In my tenure as a Senator, I have supported legislation calling for the Insular Cases to be condemned and overturned, and court cases challenging the unequal treatment of Americans living in U.S. territories like Guam. Similarly, I have testified before the United States Congress that “Congress does not have to wait. This is the opportunity … to propose sweeping legislation to address these inequities, protect our individual cultures, and pursue self-determination. This is the time where we can take this opportunity to move forward.”
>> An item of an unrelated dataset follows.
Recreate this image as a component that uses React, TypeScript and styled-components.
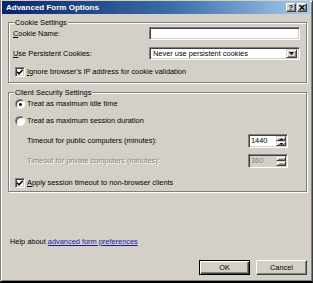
import styled, { createGlobalStyle } from "styled-components";

const GlobalStyle = createGlobalStyle`
  html, body {
    margin: 0;
    padding: 0;
    background: #ffffff;
  }
  body {
    font-family: "Liberation Sans", Arial, sans-serif;
    font-size: 7.4px;
    color: #000;
  }
`;

const Window = styled.div`
  width: 313px;
  height: 283px;
  box-sizing: border-box;
  background: #d4d0c8;
  border: 1px solid #404040;
  border-top-color: #d4d0c8;
  border-left-color: #808080;
  border-bottom: 2px solid #000;
  box-shadow: inset 1px 1px #ffffff, inset -1px -1px #808080;
  padding: 0 2px 1px 1px;
  display: flex;
  flex-direction: column;
`;

const TitleBar = styled.div`
  height: 13px;
  display: flex;
  align-items: center;
  justify-content: space-between;
  padding: 0 3px 0 4px;
  background: linear-gradient(90deg, #0a246a 0%, #3a6ea5 55%, #a6caf0 100%);
  color: #fff;
  font-weight: bold;
  font-size: 8px;
`;

const CaptionButtons = styled.div`
  display: flex;
  gap: 1px;
`;

const CaptionButton = styled.div`
  width: 10px;
  height: 9px;
  box-sizing: border-box;
  background: #d4d0c8;
  border: 1px solid;
  border-color: #ffffff #404040 #404040 #ffffff;
  box-shadow: inset -1px -1px #808080;
  color: #000;
  font-size: 7px;
  font-weight: bold;
  line-height: 7px;
  display: flex;
  align-items: center;
  justify-content: center;
`;

const Body = styled.div`
  flex: 1;
  display: flex;
  flex-direction: column;
  padding: 3px 3px 5px 6px;
`;

const Group = styled.fieldset<{ $mt?: number; $pb?: number }>`
  margin: ${({ $mt }) => $mt ?? 0}px 0 0 0;
  padding: 0 6px ${({ $pb }) => $pb ?? 0}px 4px;
  min-width: 0;
  border: 1px solid #808080;
  box-shadow: inset 1px 1px #ffffff, 1px 1px #ffffff;
`;

const Legend = styled.legend`
  padding: 2px 1px 0;
  margin-left: 1px;
  line-height: 8px;
  background: #d4d0c8;
`;

const Row = styled.div<{ $mt?: number; $h?: number; $indent?: number }>`
  display: flex;
  align-items: center;
  height: ${({ $h }) => $h ?? 12}px;
  margin-top: ${({ $mt }) => $mt ?? 0}px;
  padding-left: ${({ $indent }) => $indent ?? 0}px;
  line-height: 10px;
`;

const Label = styled.span<{ $disabled?: boolean }>`
  flex: 1;
  color: ${({ $disabled }) => ($disabled ? "#808080" : "#000")};
  text-shadow: ${({ $disabled }) => ($disabled ? "1px 1px #ffffff" : "none")};
  white-space: nowrap;
`;

const Sunken = styled.div`
  box-sizing: border-box;
  border: 1px solid;
  border-color: #808080 #ffffff #ffffff #808080;
  box-shadow: inset 1px 1px #404040, inset -1px -1px #d4d0c8;
`;

const TextBox = styled(Sunken)`
  width: 151px;
  height: 13px;
  background: #fff;
`;

const Select = styled(Sunken)`
  width: 151px;
  height: 13px;
  background: #fff;
  display: flex;
  align-items: center;
  padding: 2px 2px 2px 3px;
`;

const SelectText = styled.span`
  flex: 1;
  white-space: nowrap;
`;

const RaisedBtn = styled.div`
  box-sizing: border-box;
  background: #d4d0c8;
  border: 1px solid;
  border-color: #d4d0c8 #404040 #404040 #d4d0c8;
  box-shadow: inset 1px 1px #ffffff, inset -1px -1px #808080;
  display: flex;
  align-items: center;
  justify-content: center;
`;

const DropButton = styled(RaisedBtn)`
  width: 11px;
  height: 9px;
`;

const Check = styled(Sunken)`
  width: 10px;
  height: 10px;
  margin: 0 2px 0 2px;
  background: #fff;
  display: flex;
  align-items: center;
  justify-content: center;
`;

const Radio = styled.div`
  width: 10px;
  height: 10px;
  box-sizing: border-box;
  margin: 0 2px 0 2px;
  border-radius: 50%;
  background: #fff;
  border: 1px solid;
  border-color: #808080 #ffffff #ffffff #808080;
  box-shadow: inset 1px 1px #404040;
  display: flex;
  align-items: center;
  justify-content: center;
`;

const Dot = styled.div`
  width: 3px;
  height: 3px;
  border-radius: 50%;
  background: #000;
`;

const Spin = styled(Sunken)<{ $disabled?: boolean }>`
  width: 40px;
  height: 14px;
  margin-right: 12px;
  display: flex;
  background: ${({ $disabled }) => ($disabled ? "#d4d0c8" : "#fff")};
  color: ${({ $disabled }) => ($disabled ? "#808080" : "#000")};
`;

const SpinText = styled.div`
  flex: 1;
  padding: 0 2px;
  display: flex;
  align-items: center;
`;

const SpinButtons = styled.div`
  width: 10px;
  display: flex;
  flex-direction: column;
  padding: 1px 1px 1px 0;
`;

const SpinButton = styled(RaisedBtn)`
  flex: 1;
`;

const Footer = styled.div`
  margin-top: auto;
  display: flex;
  flex-direction: column;
`;

const Help = styled.div`
  height: 10px;
  line-height: 10px;
  padding-left: 2px;
`;

const Link = styled.a`
  color: #1a1aa6;
  text-decoration: underline;
`;

const Buttons = styled.div`
  display: flex;
  justify-content: flex-end;
  gap: 6px;
  margin-top: 13px;
`;

const PushButton = styled.button<{ $default?: boolean }>`
  width: 51px;
  height: 15px;
  box-sizing: border-box;
  padding: 0;
  font: inherit;
  color: #000;
  background: #d4d0c8;
  border: 1px solid;
  border-color: ${({ $default }) =>
    $default ? "#000" : "#ffffff #404040 #404040 #ffffff"};
  box-shadow: ${({ $default }) =>
    $default
      ? "inset 1px 1px #ffffff, inset -1px -1px #404040, inset -2px -2px #808080"
      : "inset -1px -1px #808080"};
`;

function CheckMark() {
  return (
    <svg width="8" height="8" viewBox="0 0 8 8">
      <polyline points="1.2,3.8 3,5.8 6.8,1.8" fill="none" stroke="#000" strokeWidth="1.5" />
    </svg>
  );
}

function Arrow({ up, color = "#000", w = 5 }: { up?: boolean; color?: string; w?: number }) {
  const h = Math.ceil(w / 2);
  const pts = up ? `0,${h} ${w},${h} ${w / 2},0` : `0,0 ${w},0 ${w / 2},${h}`;
  return (
    <svg width={w} height={h} viewBox={`0 0 ${w} ${h}`}>
      <polygon points={pts} fill={color} />
    </svg>
  );
}

function CloseGlyph() {
  return (
    <svg width="6" height="5" viewBox="0 0 6 5">
      <path d="M0.5 0 L5.5 5 M5.5 0 L0.5 5" stroke="#000" strokeWidth="1.3" />
    </svg>
  );
}

function SpinBox({ value, disabled }: { value: string; disabled?: boolean }) {
  const c = disabled ? "#808080" : "#000";
  return (
    <Spin $disabled={disabled}>
      <SpinText>{value}</SpinText>
      <SpinButtons>
        <SpinButton>
          <Arrow up color={c} w={3} />
        </SpinButton>
        <SpinButton>
          <Arrow color={c} w={3} />
        </SpinButton>
      </SpinButtons>
    </Spin>
  );
}

export default function App() {
  return (
    <>
      <GlobalStyle />
      <Window>
        <TitleBar>
          <span>Advanced Form Options</span>
          <CaptionButtons>
            <CaptionButton>?</CaptionButton>
            <CaptionButton>
              <CloseGlyph />
            </CaptionButton>
          </CaptionButtons>
        </TitleBar>
        <Body>
          <Group $pb={4}>
            <Legend>Cookie Settings</Legend>
            <Row $h={13}>
              <Label>
                <u>C</u>ookie Name:
              </Label>
              <TextBox />
            </Row>
            <Row $h={13} $mt={7}>
              <Label>
                <u>U</u>se Persistent Cookies:
              </Label>
              <Select>
                <SelectText>Never use persistent cookies</SelectText>
                <DropButton>
                  <Arrow />
                </DropButton>
              </Select>
            </Row>
            <Row $mt={6}>
              <Check>
                <CheckMark />
              </Check>
              <Label>
                <u>I</u>gnore browser's IP address for cookie validation
              </Label>
            </Row>
          </Group>
          <Group $mt={4} $pb={2}>
            <Legend>Client Security Settings</Legend>
            <Row $mt={1}>
              <Radio>
                <Dot />
              </Radio>
              <Label>Treat as maximum idle time</Label>
            </Row>
            <Row $mt={5}>
              <Radio />
              <Label>Treat as maximum session duration</Label>
            </Row>
            <Row $mt={7} $h={14} $indent={14}>
              <Label>Timeout for public computers (minutes):</Label>
              <SpinBox value="1440" />
            </Row>
            <Row $mt={6} $h={14} $indent={14}>
              <Label $disabled>Timeout for private computers (minutes):</Label>
              <SpinBox value="360" disabled />
            </Row>
            <Row $mt={9}>
              <Check>
                <CheckMark />
              </Check>
              <Label>
                <u>A</u>pply session timeout to non-browser clients
              </Label>
            </Row>
          </Group>
          <Footer>
            <Help>
              Help about <Link href="#">advanced form preferences</Link>
            </Help>
            <Buttons>
              <PushButton $default>OK</PushButton>
              <PushButton>Cancel</PushButton>
            </Buttons>
          </Footer>
        </Body>
      </Window>
    </>
  );
}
This recent development only underscores the need for a direct solution that has been touted by countless courts. The sad fact is the prevailing case doctrine holds that Congress has the power to include - and exclude - the rights granted to the governments and people of the modern-day colonies of the United States.

This very basic legal tenant will be repeated by federal attorneys whenever this issue comes up. On one hand, the USDOJ will condemn the Insular Cases for its use of “repugnant” language, while on the other hand rely on these same cases to argue the Constitution only applies “in part” to territories.

In the coming days, I will be reaching out to Rep. Grijalva, Del. Jim Moylan and other members of Congress to urge them to address this inequality through legislation. That will provide a definitive and, hopefully, permanent solution to the unequal treatment America affords its territories.